Plaintiffs have clearly sustained their burden of proof upon the issue of compensation due from the Company. The latter's reliance upon its formal pleading and a conclusory statement in its counsel's brief is wholly insufficient. 6 Moore's Federal Practice ¶ 56.15 [2] and [3], at 2121-2133 (2d ed. 1953).

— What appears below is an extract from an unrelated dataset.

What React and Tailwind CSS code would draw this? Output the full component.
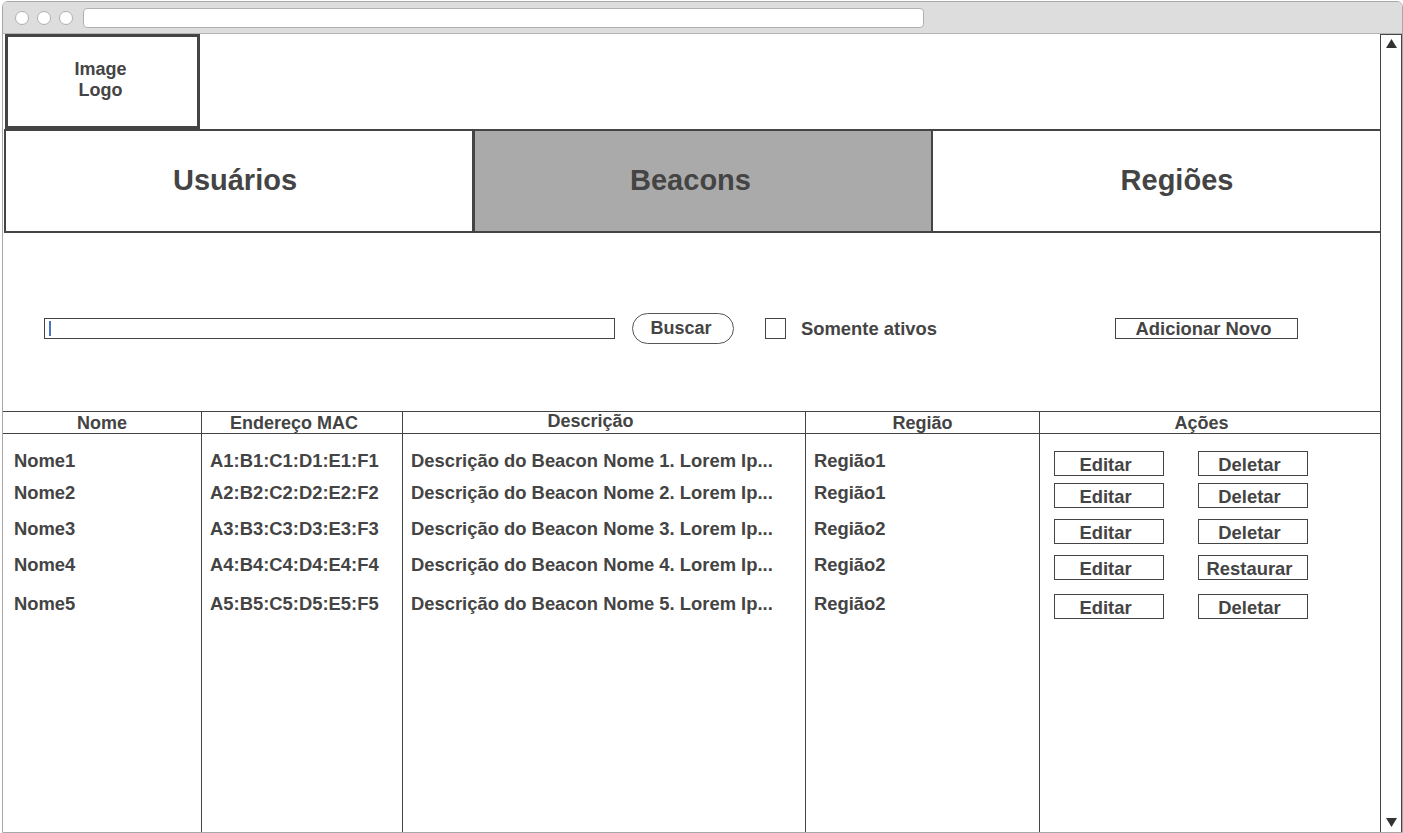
import React from 'react';

const rows = [
  { nome: 'Nome1', mac: 'A1:B1:C1:D1:E1:F1', desc: 'Descrição do Beacon Nome 1. Lorem Ip...', regiao: 'Região1', acao: 'Deletar', gap: 'mt-[17px]' },
  { nome: 'Nome2', mac: 'A2:B2:C2:D2:E2:F2', desc: 'Descrição do Beacon Nome 2. Lorem Ip...', regiao: 'Região1', acao: 'Deletar', gap: 'mt-[8px]' },
  { nome: 'Nome3', mac: 'A3:B3:C3:D3:E3:F3', desc: 'Descrição do Beacon Nome 3. Lorem Ip...', regiao: 'Região2', acao: 'Deletar', gap: 'mt-[12px]' },
  { nome: 'Nome4', mac: 'A4:B4:C4:D4:E4:F4', desc: 'Descrição do Beacon Nome 4. Lorem Ip...', regiao: 'Região2', acao: 'Restaurar', gap: 'mt-[12px]' },
  { nome: 'Nome5', mac: 'A5:B5:C5:D5:E5:F5', desc: 'Descrição do Beacon Nome 5. Lorem Ip...', regiao: 'Região2', acao: 'Deletar', gap: 'mt-[15px]' },
];

// one body column, full height, with a right rule
const Col = ({ width, pad, field }) => (
  <div className={`${width} border-r border-[#444] h-full flex flex-col`}>
    {rows.map((r) => (
      <div key={r.nome} className={`${r.gap} h-[24px] ${pad} leading-[20px] whitespace-nowrap text-[18.4px]`}>
        {r[field]}
      </div>
    ))}
  </div>
);

const Btn = ({ children }) => (
  <div className="w-[110px] h-[25px] border border-[#444] flex items-center justify-center pt-[2px] pr-[7px] leading-[20px] text-[18.4px]">
    {children}
  </div>
);

export default function App() {
  return (
    <div className="w-[1403px] h-[833px] overflow-hidden bg-white pt-px pl-[2px] font-['Liberation_Sans',Arial,sans-serif] font-bold text-[18px] text-[#444]">
      <div className="w-[1401px] h-[832px] border border-[#a8a8a8] rounded-t-[6px] overflow-hidden flex flex-col">
        {/* browser bar */}
        <div className="h-[32px] shrink-0 bg-[#dddddd] border-b border-[#b5b5b5] flex items-center pl-[12px]">
          <div className="flex gap-[8px]">
            <span className="w-[14px] h-[14px] rounded-full bg-white border border-[#b0b0b0]" />
            <span className="w-[14px] h-[14px] rounded-full bg-white border border-[#b0b0b0]" />
            <span className="w-[14px] h-[14px] rounded-full bg-white border border-[#b0b0b0]" />
          </div>
          <div className="ml-[10px] w-[841px] h-[20px] bg-white border border-[#b0b0b0] rounded-[4px]" />
        </div>

        <div className="flex-1 flex min-h-0">
          {/* page */}
          <div className="w-[1377px] flex flex-col">
            <div className="h-[95px] w-[195px] ml-[2px] shrink-0 border-[3px] border-[#444] flex items-center justify-center text-center leading-[21px] pb-[3px] pr-[4px]">
              Image
              <br />
              Logo
            </div>

            <div className="h-[104px] ml-px shrink-0 border-2 border-r-0 border-[#444] flex text-[29px]">
              <div className="w-[469px] border-r-[3px] border-[#444] flex items-center justify-center pr-[8px]">Usuários</div>
              <div className="w-[458px] border-r-2 border-[#444] bg-[#aaaaaa] flex items-center justify-center pr-[25px]">Beacons</div>
              <div className="flex-1 flex items-center justify-center pl-[41px]">Regiões</div>
            </div>

            <div className="h-[178px] shrink-0 pt-[80px] pl-[41px] flex items-start">
              <div className="w-[1071px] h-[31px] flex items-center">
                <div className="w-[571px] h-[21px] border border-[#444] flex items-center">
                  <span className="ml-[4px] w-[2px] h-[15px] bg-[#4a74c9]" />
                </div>
                <div className="ml-[17px] w-[102px] h-[31px] rounded-full border border-[#555] flex items-center justify-center pr-[4px]">
                  Buscar
                </div>
                <div className="ml-[31px] w-[21px] h-[21px] border border-[#444]" />
                <span className="ml-[15px] text-[18.4px]">Somente ativos</span>
              </div>
              <div className="mt-[5px] w-[183px] h-[21px] border border-[#444] flex items-center justify-center leading-[20px] text-[18.4px] pr-[6px]">
                Adicionar Novo
              </div>
            </div>

            {/* table */}
            <div className="flex-1 flex flex-col min-h-0">
              <div className="h-[23px] shrink-0 border-y border-[#444] flex text-center leading-[20px]">
                <div className="w-[199px] border-r border-[#444] flex items-center justify-center">Nome</div>
                <div className="w-[201px] border-r border-[#444] flex items-center justify-center pr-[16px]">Endereço MAC</div>
                <div className="w-[403px] border-r border-[#444] flex items-center justify-center pr-[27px] pb-[4px]">Descrição</div>
                <div className="w-[234px] border-r border-[#444] flex items-center justify-center">Região</div>
                <div className="flex-1 flex items-center justify-center pr-[17px]">Ações</div>
              </div>
              <div className="flex-1 flex">
                <Col width="w-[199px]" pad="pl-[11px]" field="nome" />
                <Col width="w-[201px]" pad="pl-[8px]" field="mac" />
                <Col width="w-[403px]" pad="pl-[8px]" field="desc" />
                <Col width="w-[234px]" pad="pl-[8px]" field="regiao" />
                <div className="flex-1 flex flex-col">
                  {rows.map((r) => (
                    <div key={r.nome} className={`${r.gap} h-[24px] flex pl-[14px] gap-[34px]`}>
                      <Btn>Editar</Btn>
                      <Btn>{r.acao}</Btn>
                    </div>
                  ))}
                </div>
              </div>
            </div>
          </div>

          {/* scrollbar */}
          <div className="w-[22px] border-x border-t border-[#444] flex flex-col items-center justify-between pt-[4px] pb-[5px]">
            <svg width="11" height="9" viewBox="0 0 11 9">
              <path d="M5.5 0 L11 9 L0 9 Z" fill="#333" />
            </svg>
            <svg width="11" height="9" viewBox="0 0 11 9">
              <path d="M0 0 L11 0 L5.5 9 Z" fill="#333" />
            </svg>
          </div>
        </div>
      </div>
    </div>
  );
}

[10] This disposition of the counterclaim makes unnecessary a ruling on the Court's jurisdiction to entertain it if the complaint were dismissed. Supra note 8. Since the counterclaim for conversion does not arise out of the "transaction or occurrence that is the subject matter of the opposing party's claim" validity of the arbitration award where jurisdiction is founded on a federal question it is a permissive, not a compulsory, counterclaim. Rule 13(a) and (b), Fed.R.Civ.P. As such, independent jurisdictional grounds would be required to support it. 3 Moore's Federal Practice ¶13.19, at 53-57 (2d ed. 1964). An independent jurisdictional basis for the counterclaim is doubtful at best. Upon the record presently before the Court, there is no diversity jurisdiction even alleged with respect to the counterclaim. If defendant's motion for leave to amend its answer (filed shortly before the hearing on plaintiffs' motion for summary judgment) were granted, there would remain substantial doubt as to the asserted diversity between Brown (a citizen of Connecticut) and the Company (a Delaware corporation); for, although Bridgeport Rolling Mills Company is described in defendant's proposed amended answer as "a Division of ATCO Chemical-Industrial Products, Inc., a Delaware Corporation" and as "having its principal place of business in a state other than the state of Connecticut," it is most unlikely that Bridgeport Rolling Mills Company could establish, if put to its proof, that it does not have its principal place of business in Connecticut for purposes of the diversity of citizenship requirements of 28 U.S.C. § 1332(a) and (c). See Inland Rubber Corporation v. Triple A Tire Service, Inc., 220 F. Supp. 490 (S.D.N.Y.1963); Metro Industrial Painting Corp. v. Terminal Construction Co., 181 F. Supp. 130, 132-133 (S.D.N.Y.1960), aff'd, 287 F.2d 382 (2 Cir. 1961). In any event, it is not necessary to reach that jurisdictional issue in view of the Court's disposition of the counterclaim on plaintiffs' motion for summary judgment.